Short problem ▸ All of the data should be repeated exactly; pictures are not part of the copy.

Data excerpt ▸
.....
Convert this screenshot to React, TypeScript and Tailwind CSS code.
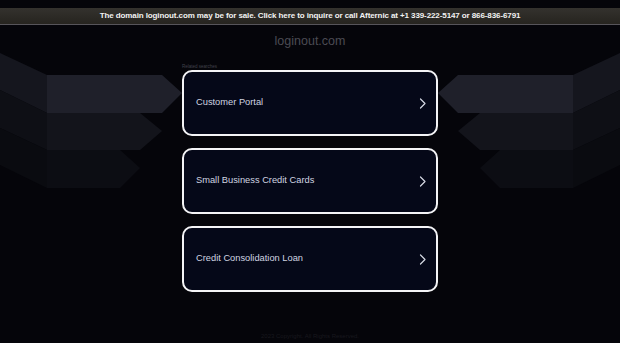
import React from "react";

const searches = [
  "Customer Portal",
  "Small Business Credit Cards",
  "Credit Consolidation Loan",
];

// decorative chevron bands behind the cards (left side, mirrored for right)
const bands = [
  { back: "0,53 47,75 47,113 0,90", front: "47,75 162,75 182,93 162,113 47,113", b: "#15161e", f: "#1f202a" },
  { back: "0,90 47,113 47,150 0,128", front: "47,113 140,113 162,131 140,150 47,150", b: "#0e0f15", f: "#13141b" },
  { back: "0,128 47,150 47,188 0,165", front: "47,150 120,150 140,168 120,188 47,188", b: "#0a0b10", f: "#0c0d13" },
];

const Backdrop = () => (
  <svg
    className="absolute inset-0 pointer-events-none"
    width="620"
    height="343"
    viewBox="0 0 620 343"
  >
    {bands.map((band, i) => (
      <g key={i}>
        <polygon points={band.back} fill={band.b} />
        <polygon points={band.front} fill={band.f} />
        <g transform="translate(620,0) scale(-1,1)">
          <polygon points={band.back} fill={band.b} />
          <polygon points={band.front} fill={band.f} />
        </g>
      </g>
    ))}
  </svg>
);

const Chevron = () => (
  <svg width="7" height="11" viewBox="0 0 7 11" fill="none">
    <polyline
      points="1.5,1 6,5.5 1.5,10"
      stroke="#d6d9e3"
      strokeWidth="1.2"
      strokeLinecap="round"
      strokeLinejoin="round"
    />
  </svg>
);

const App = () => {
  return (
    <div
      className="relative w-[620px] h-[343px] overflow-hidden bg-[#05050a]"
      style={{ fontFamily: '"Liberation Sans", Arial, sans-serif' }}
    >
      <Backdrop />

      <div className="relative flex flex-col items-center">
        <div className="mt-2 w-full h-[17px] bg-gradient-to-b from-[#34322e] to-[#26241f] border-b border-[#57555a] flex items-center justify-center">
          <span className="text-[8px] font-bold text-[#f2f2f2] tracking-[-0.1px]">
            The domain loginout.com may be for sale. Click here to inquire or
            call Afternic at +1 339-222-5147 or 866-836-6791
          </span>
        </div>

        <div className="mt-[9px] text-[12.5px] leading-[14px] text-[#4b4b53]">
          loginout.com
        </div>

        <div className="mt-[16px] w-[256px] flex flex-col">
          <div className="text-[4.5px] leading-[6px] text-[#42434c]">
            Related searches
          </div>
          <div className="flex flex-col gap-[12px]">
            {searches.map((s) => (
              <div
                key={s}
                className="h-[66px] rounded-[10px] border-2 border-[#f4f4f6] bg-[#050818] flex items-center justify-between pl-[12px] pr-[10px]"
              >
                <span className="text-[9.3px] text-[#d0d4e1]">{s}</span>
                <Chevron />
              </div>
            ))}
          </div>
        </div>

        <div className="mt-[40px] text-[6px] text-[#18181e]">
          2023 Copyright. All Rights Reserved.
        </div>
      </div>
    </div>
  );
};

export default App;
.....
Solution to this task ▸
Convert this screenshot to React, TypeScript and Tailwind CSS code.
import React from "react";

const searches = [
  "Customer Portal",
  "Small Business Credit Cards",
  "Credit Consolidation Loan",
];

// decorative chevron bands behind the cards (left side, mirrored for right)
const bands = [
  { back: "0,53 47,75 47,113 0,90", front: "47,75 162,75 182,93 162,113 47,113", b: "#15161e", f: "#1f202a" },
  { back: "0,90 47,113 47,150 0,128", front: "47,113 140,113 162,131 140,150 47,150", b: "#0e0f15", f: "#13141b" },
  { back: "0,128 47,150 47,188 0,165", front: "47,150 120,150 140,168 120,188 47,188", b: "#0a0b10", f: "#0c0d13" },
];

const Backdrop = () => (
  <svg
    className="absolute inset-0 pointer-events-none"
    width="620"
    height="343"
    viewBox="0 0 620 343"
  >
    {bands.map((band, i) => (
      <g key={i}>
        <polygon points={band.back} fill={band.b} />
        <polygon points={band.front} fill={band.f} />
        <g transform="translate(620,0) scale(-1,1)">
          <polygon points={band.back} fill={band.b} />
          <polygon points={band.front} fill={band.f} />
        </g>
      </g>
    ))}
  </svg>
);

const Chevron = () => (
  <svg width="7" height="11" viewBox="0 0 7 11" fill="none">
    <polyline
      points="1.5,1 6,5.5 1.5,10"
      stroke="#d6d9e3"
      strokeWidth="1.2"
      strokeLinecap="round"
      strokeLinejoin="round"
    />
  </svg>
);

const App = () => {
  return (
    <div
      className="relative w-[620px] h-[343px] overflow-hidden bg-[#05050a]"
      style={{ fontFamily: '"Liberation Sans", Arial, sans-serif' }}
    >
      <Backdrop />

      <div className="relative flex flex-col items-center">
        <div className="mt-2 w-full h-[17px] bg-gradient-to-b from-[#34322e] to-[#26241f] border-b border-[#57555a] flex items-center justify-center">
          <span className="text-[8px] font-bold text-[#f2f2f2] tracking-[-0.1px]">
            The domain loginout.com may be for sale. Click here to inquire or
            call Afternic at +1 339-222-5147 or 866-836-6791
          </span>
        </div>

        <div className="mt-[9px] text-[12.5px] leading-[14px] text-[#4b4b53]">
          loginout.com
        </div>

        <div className="mt-[16px] w-[256px] flex flex-col">
          <div className="text-[4.5px] leading-[6px] text-[#42434c]">
            Related searches
          </div>
          <div className="flex flex-col gap-[12px]">
            {searches.map((s) => (
              <div
                key={s}
                className="h-[66px] rounded-[10px] border-2 border-[#f4f4f6] bg-[#050818] flex items-center justify-between pl-[12px] pr-[10px]"
              >
                <span className="text-[9.3px] text-[#d0d4e1]">{s}</span>
                <Chevron />
              </div>
            ))}
          </div>
        </div>

        <div className="mt-[40px] text-[6px] text-[#18181e]">
          2023 Copyright. All Rights Reserved.
        </div>
      </div>
    </div>
  );
};

export default App;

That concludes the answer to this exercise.